Another collaborative CAST project taking place is led from the Viterbi side by professor of computer science Nenad Medvidovic, who is working to orchestrate software writing using the PRISM "Style-Aware Architectural Middleware for Resource Constrained, Distributed Systems" he co-created in 2005. The aim is to help large teams creating new applications to remain consistent in both means and ends.

At the research presentations, Shibulai sat with CAST co-director Viktor Prasanna of the Viterbi School. He listened intently and asked questions consistently, subsequently saying he was pleased with the expertise he discovered.

At his lunchtime speech to the Viterbi Board of Councilors, Shibulal predicted that the new 21st pattern of outsourcing services, in addition to products, would continue to gather momentum. He saw expanding opportunities for serving customers by bundling products and services together. He also noted that Infosys' supply of services was expanding beyond the developed economies of the U.S. and Europe to serve emerging economies like Mexico.

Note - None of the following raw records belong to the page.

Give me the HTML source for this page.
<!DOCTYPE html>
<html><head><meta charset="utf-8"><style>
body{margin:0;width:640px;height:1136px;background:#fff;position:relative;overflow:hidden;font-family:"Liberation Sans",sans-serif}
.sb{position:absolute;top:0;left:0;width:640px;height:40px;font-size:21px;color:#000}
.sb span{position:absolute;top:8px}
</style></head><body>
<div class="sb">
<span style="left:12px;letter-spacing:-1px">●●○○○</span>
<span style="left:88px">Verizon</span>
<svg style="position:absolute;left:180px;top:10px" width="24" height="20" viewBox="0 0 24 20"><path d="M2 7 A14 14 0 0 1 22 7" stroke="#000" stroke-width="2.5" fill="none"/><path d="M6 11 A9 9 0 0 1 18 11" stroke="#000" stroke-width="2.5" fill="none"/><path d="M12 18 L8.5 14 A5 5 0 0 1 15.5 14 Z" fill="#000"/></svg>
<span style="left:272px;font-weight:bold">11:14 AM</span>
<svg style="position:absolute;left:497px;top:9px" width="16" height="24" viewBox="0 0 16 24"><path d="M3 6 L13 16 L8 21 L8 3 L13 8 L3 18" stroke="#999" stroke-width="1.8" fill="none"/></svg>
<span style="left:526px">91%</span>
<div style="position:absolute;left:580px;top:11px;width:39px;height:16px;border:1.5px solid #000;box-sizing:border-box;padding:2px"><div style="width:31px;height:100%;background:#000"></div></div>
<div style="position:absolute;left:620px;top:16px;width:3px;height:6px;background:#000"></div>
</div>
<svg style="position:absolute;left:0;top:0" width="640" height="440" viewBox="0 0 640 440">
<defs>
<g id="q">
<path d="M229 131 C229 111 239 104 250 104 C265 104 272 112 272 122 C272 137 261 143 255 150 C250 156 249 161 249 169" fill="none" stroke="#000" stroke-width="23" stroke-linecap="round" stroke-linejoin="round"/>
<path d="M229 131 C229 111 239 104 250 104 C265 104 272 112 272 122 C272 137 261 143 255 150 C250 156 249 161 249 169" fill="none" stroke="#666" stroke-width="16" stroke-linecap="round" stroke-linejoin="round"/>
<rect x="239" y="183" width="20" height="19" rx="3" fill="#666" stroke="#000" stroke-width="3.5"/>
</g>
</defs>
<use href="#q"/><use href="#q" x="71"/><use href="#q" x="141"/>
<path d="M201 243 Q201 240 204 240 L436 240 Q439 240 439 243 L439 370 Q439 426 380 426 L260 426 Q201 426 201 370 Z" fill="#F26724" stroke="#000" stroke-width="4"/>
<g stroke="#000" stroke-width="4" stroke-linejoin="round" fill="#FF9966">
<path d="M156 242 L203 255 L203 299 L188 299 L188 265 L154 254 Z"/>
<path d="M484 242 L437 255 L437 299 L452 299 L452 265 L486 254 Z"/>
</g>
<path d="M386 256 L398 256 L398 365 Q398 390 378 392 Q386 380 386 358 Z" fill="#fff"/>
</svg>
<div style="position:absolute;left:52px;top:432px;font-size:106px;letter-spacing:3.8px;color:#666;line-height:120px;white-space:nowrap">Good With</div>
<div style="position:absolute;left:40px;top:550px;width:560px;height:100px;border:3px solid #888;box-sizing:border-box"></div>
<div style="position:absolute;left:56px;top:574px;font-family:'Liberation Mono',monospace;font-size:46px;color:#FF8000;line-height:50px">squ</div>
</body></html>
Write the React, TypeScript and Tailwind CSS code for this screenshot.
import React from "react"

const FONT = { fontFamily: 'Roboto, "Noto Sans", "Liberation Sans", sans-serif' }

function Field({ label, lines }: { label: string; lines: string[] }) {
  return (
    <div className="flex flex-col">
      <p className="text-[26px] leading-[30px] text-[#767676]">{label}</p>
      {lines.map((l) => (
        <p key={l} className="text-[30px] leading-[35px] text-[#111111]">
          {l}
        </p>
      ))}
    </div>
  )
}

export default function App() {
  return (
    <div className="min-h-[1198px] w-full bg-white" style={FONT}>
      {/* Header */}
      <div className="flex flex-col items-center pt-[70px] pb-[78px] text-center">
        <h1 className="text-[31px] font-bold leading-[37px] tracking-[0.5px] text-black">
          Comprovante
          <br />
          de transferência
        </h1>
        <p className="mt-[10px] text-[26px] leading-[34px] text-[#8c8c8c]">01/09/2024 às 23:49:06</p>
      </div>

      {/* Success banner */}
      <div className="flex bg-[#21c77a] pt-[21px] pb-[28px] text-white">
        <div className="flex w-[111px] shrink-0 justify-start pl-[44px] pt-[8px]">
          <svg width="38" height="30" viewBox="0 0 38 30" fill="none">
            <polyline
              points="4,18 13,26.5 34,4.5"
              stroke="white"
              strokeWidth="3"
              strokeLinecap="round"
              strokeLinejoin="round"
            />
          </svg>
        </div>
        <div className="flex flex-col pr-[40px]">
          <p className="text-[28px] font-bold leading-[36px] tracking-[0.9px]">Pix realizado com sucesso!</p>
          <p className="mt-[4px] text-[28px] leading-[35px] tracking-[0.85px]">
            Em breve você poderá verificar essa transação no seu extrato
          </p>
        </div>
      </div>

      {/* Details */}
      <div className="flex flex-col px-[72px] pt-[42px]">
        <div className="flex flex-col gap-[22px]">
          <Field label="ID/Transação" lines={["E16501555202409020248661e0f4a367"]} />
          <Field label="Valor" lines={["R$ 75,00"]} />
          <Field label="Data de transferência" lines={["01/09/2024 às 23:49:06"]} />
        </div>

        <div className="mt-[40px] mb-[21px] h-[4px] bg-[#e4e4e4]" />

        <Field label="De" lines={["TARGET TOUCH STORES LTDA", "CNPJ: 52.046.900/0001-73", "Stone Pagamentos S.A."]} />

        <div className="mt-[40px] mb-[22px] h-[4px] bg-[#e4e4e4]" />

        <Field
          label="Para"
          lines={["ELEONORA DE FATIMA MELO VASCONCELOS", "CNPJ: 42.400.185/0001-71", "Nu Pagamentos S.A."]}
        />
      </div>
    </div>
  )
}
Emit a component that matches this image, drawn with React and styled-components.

And he expressed pleasure in the growing ties between both India and the U.S. and Infosys and USC. The U.S. and India, he said, are the two largest democracies int he world, sharing traditions of personal liberty. The growing Indian-American community living in the U.S. is increasingly going back and forth between the two countries as opportunities develop. And highly qualified graduates of institutions like the Viterbi School continue to be a crucial bridge.